4 Habits To Practice Regularly To Improve Your Credit Score
This post is sponsored by Lexington Law.
Do you ever feel like an 800+ credit score is like a unicorn? Does anyone actually have one of those? And if they do, how do you get one? As someone with a credit score over 800, I can tell you it takes smart financial habits, knowledge, and time to end up with a very good or exceptional credit score. That said, there are some habits you can easily implement into your life to start improving your score.
Below we’ll be discussing some credit facts and habits that, if practiced regularly, can help improve your credit score.
4 Habits To Practice To Regularly Improve Your Credit Score
1. Keeping your utilization ratios and balances low.
So what exactly is a utilization ratio? It’s the percent of credit you’re using over the credit you have available to you. This percent is important because it makes us 30% of your FICO credit score.
There are two types of utilization: line item and aggregate. Line item utilization refers to each individual line of credit whereas aggregate refers to all of your available credit. A utilization ratio — both line item and aggregate — below 30% will have little impact on your credit score.
So let’s say you have three credit cards. One has a limit of $5,000, another has a limit of $7,500, and your third card has a $500 limit. So your total available credit is $13,000. Your aggregate utilization should be below 30% of $13,000 or below $3,900.
For each card you have, you should keep your balance below $1,500, $2,250, and $150, respectively. To be safe, though, I would recommend aiming for a 20% or even 10% utilization ratio. It’s easy to let those balances creep up, so give yourself some wiggle room to be sure you don’t exceed 30%.
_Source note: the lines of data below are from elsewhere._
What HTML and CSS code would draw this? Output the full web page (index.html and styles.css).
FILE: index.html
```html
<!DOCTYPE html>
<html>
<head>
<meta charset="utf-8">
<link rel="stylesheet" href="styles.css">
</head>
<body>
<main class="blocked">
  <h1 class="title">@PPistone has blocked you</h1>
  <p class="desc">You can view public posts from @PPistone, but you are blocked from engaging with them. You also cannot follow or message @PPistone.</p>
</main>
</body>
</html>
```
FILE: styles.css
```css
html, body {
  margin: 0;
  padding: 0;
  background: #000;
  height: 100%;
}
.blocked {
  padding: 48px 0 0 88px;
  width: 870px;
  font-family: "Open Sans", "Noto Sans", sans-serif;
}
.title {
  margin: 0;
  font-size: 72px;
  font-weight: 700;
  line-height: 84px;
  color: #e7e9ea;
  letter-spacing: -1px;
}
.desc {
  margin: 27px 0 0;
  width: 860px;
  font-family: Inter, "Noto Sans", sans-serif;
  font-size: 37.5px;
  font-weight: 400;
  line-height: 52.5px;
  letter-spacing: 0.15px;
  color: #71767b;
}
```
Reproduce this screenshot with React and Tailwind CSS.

Calculate your line item utilization for each of your individual lines of credit and aggregate for all of your lines of credit. That way you’ll know what number not to exceed.
2. Opening lines of credit strategically.
There are two types of inquiries that occur when your credit is checked: hard and soft.
A hard inquiry is a formal request by another party or lender to see your credit report. Creditors are checking your credit score and report for potential red flags that would make you a risky borrower. Things like credit card, auto loan, student loan, mortgage, and apartment rental applications may trigger a hard inquiry.
A soft inquiry is when an individual or company checks your report. A few common soft inquiries include personal credit report checks, credit card pre-approvals, background checks by employers, and applying for certain utilities. They’re only visible to you when you check your report and will not be seen by someone doing a hard inquiry.
Inquiries on your credit report account for 10% of your score, but how much your score decreases varies based on your individual credit history. A single hard inquiry may decrease your score by five points or fewer, but again, it depends on your history.
There might be a greater impact if you have few or no credit accounts, have a short history, or authorize a lot of inquiries in a short period of time.
This last point is important because opening lines of credit triggers hard inquiries. And doing so can have a significant impact on your credit score.
According to Lexington Law:
A hard inquiry will stay on your credit report for two years. However, they only impact your credit score for 12 months, with those from the past six months counting the most against your score.
If your credit history is substantial, a few hard inquiries on your credit report will likely not have a significant impact over the two years they are listed on your account. But be cautious of authorizing too many hard inquiries in a short amount of time. The more closely spaced hard inquiries are on your credit report, the more they will hurt your credit score.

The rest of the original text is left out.